E-commerce behemoth Amazon has achieved its third consecutive quarter of record profit, notching US$3.03 billion following strong holiday trading, and its growing cloud computing business.
Fourth quarter revenue lift 20% to $US72.38 billion, beating analyst expectations for $US71.88 billion.
Earnings per share notched US$6.04, trumping market forecasts for US$5.65.
It follows a profit of $US1.86 billion [$US3.75/share] the same quarter last year.
Lower margins from its traditional e-commerce business were offset by growth in cloud computing and advertising services.
For the quarter, cloud computing web services generated US$7.43 billion, surpassing expectations for around US$7.3 billion.
Cash flow has ballooned to US$21 billion, with Chief Executive Jeff Bezos crediting the success of Amazon’s voice assistant, Alexa, for increasing profit:
“Alexa was very busy during her holiday season. Echo Dot was the best-selling item across all products on Amazon globally, and customers purchased millions more devices from the Echo family compared to last year.”

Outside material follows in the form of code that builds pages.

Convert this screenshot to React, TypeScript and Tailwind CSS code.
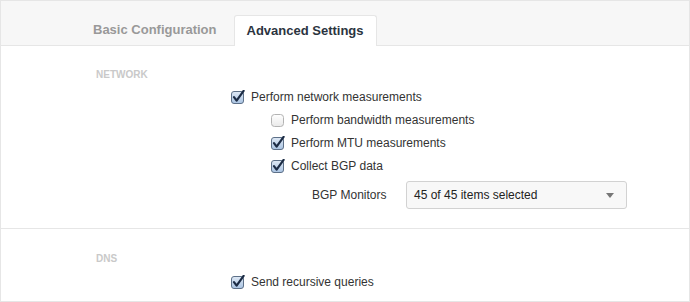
import React from "react";

function Check({ checked }: { checked: boolean }) {
  return (
    <svg width="14" height="14" viewBox="0 0 14 14" className="shrink-0">
      <defs>
        <linearGradient id="cbu" x1="0" y1="0" x2="0" y2="1">
          <stop offset="0" stopColor="#ffffff" />
          <stop offset="1" stopColor="#e9e9e9" />
        </linearGradient>
        <linearGradient id="cbc" x1="0" y1="0" x2="0" y2="1">
          <stop offset="0" stopColor="#dfe9f5" />
          <stop offset="1" stopColor="#a9c3e2" />
        </linearGradient>
      </defs>
      {checked ? (
        <>
          <rect x="0.5" y="1.5" width="12" height="12" rx="2.5" fill="url(#cbc)" stroke="#5d7088" />
          <path d="M3 7.2 L5.6 10.6 L12.6 0.8" fill="none" stroke="#1c2c45" strokeWidth="2.2" strokeLinecap="round" strokeLinejoin="round" />
        </>
      ) : (
        <rect x="0.5" y="1.5" width="12" height="12" rx="3" fill="url(#cbu)" stroke="#b3b3b3" />
      )}
    </svg>
  );
}

function Row({ checked, label, indent }: { checked: boolean; label: string; indent: string }) {
  return (
    <div className={`flex h-[23px] items-center ${indent}`}>
      <Check checked={checked} />
      <span className="ml-[6px] text-[12px] text-[#333]">{label}</span>
    </div>
  );
}

export default function App() {
  return (
    <div
      className="w-[690px] h-[302px] border border-[#e6e6e6] bg-white overflow-hidden"
      style={{ fontFamily: '"Liberation Sans", Arial, sans-serif' }}
    >
      <div className="flex h-[45px] items-end border-b border-[#e6e6e6] bg-[#f7f7f7] pl-[92px]">
        <div className="flex h-[30px] items-center text-[13px] font-bold text-[#999]">Basic Configuration</div>
        <div className="-mb-px ml-[17px] flex h-[31px] items-center rounded-t-[3px] border border-b-0 border-[#e6e6e6] bg-white px-[12px] text-[13px] font-bold text-[#2b3440]">
          Advanced Settings
        </div>
      </div>

      <div className="h-[183px] border-b border-[#e6e6e6] pt-[23px]">
        <div className="pl-[95px] text-[10px] font-bold leading-[11px] text-[#c9c9c9]">NETWORK</div>
        <div className="mt-[5px]">
          <Row checked label="Perform network measurements" indent="pl-[230px]" />
          <Row checked={false} label="Perform bandwidth measurements" indent="pl-[270px]" />
          <Row checked label="Perform MTU measurements" indent="pl-[270px]" />
          <Row checked label="Collect BGP data" indent="pl-[270px]" />
        </div>
        <div className="mt-[4px] flex items-center pl-[311px]">
          <span className="w-[94px] text-[12px] text-[#333]">BGP Monitors</span>
          <div className="flex h-[28px] w-[221px] items-center justify-between rounded-[3px] border border-[#d2d2d2] bg-[#f8f8f8] pl-[7px] pr-[12px]">
            <span className="text-[12px] text-[#222]">45 of 45 items selected</span>
            <svg width="8" height="5" viewBox="0 0 8 5">
              <path d="M0 0 L8 0 L4 5 Z" fill="#777" />
            </svg>
          </div>
        </div>
      </div>

      <div className="pt-[24px]">
        <div className="pl-[95px] text-[10px] font-bold leading-[11px] text-[#c9c9c9]">DNS</div>
        <div className="mt-[6px]">
          <Row checked label="Send recursive queries" indent="pl-[230px]" />
        </div>
      </div>
    </div>
  );
}
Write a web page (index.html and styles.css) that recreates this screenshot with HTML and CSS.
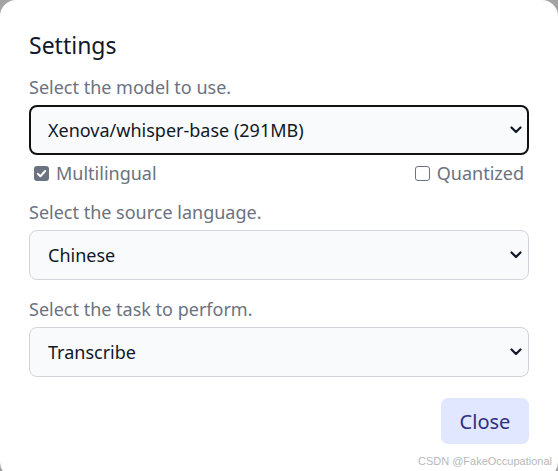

Despite this, commentators express concern over the company’s ability to maintain its burgeoning revenue growth.
For the current Q1, Amazon has forecast revenues of US$56 billion – US$60 billion, and operating income of US$2.3 billion.
Projected revenues came in lower than analyst expectations for $US60.83 billion.
Shares in Amazon have since slumped by over 2% to US$1,683.
Concerning e-commerce performance, Amazon asserts the majority of profitability stems from third-party merchants.
For Q4, 52% of units were sold via third parties on its platform – revenues lift 27% to US$13.38 billion.
Taking on the likes of Google and Facebook, the company’s digital advertising business has also continued to grow. Amazon’s “other” category [i.e. largely from advertising] soared 95% in the quarter to US$3.39 billion.
Amazon has continued to threaten Microsoft’s cloud business, with its web services unit notching a 45% increase in sales to US$7.43 billion.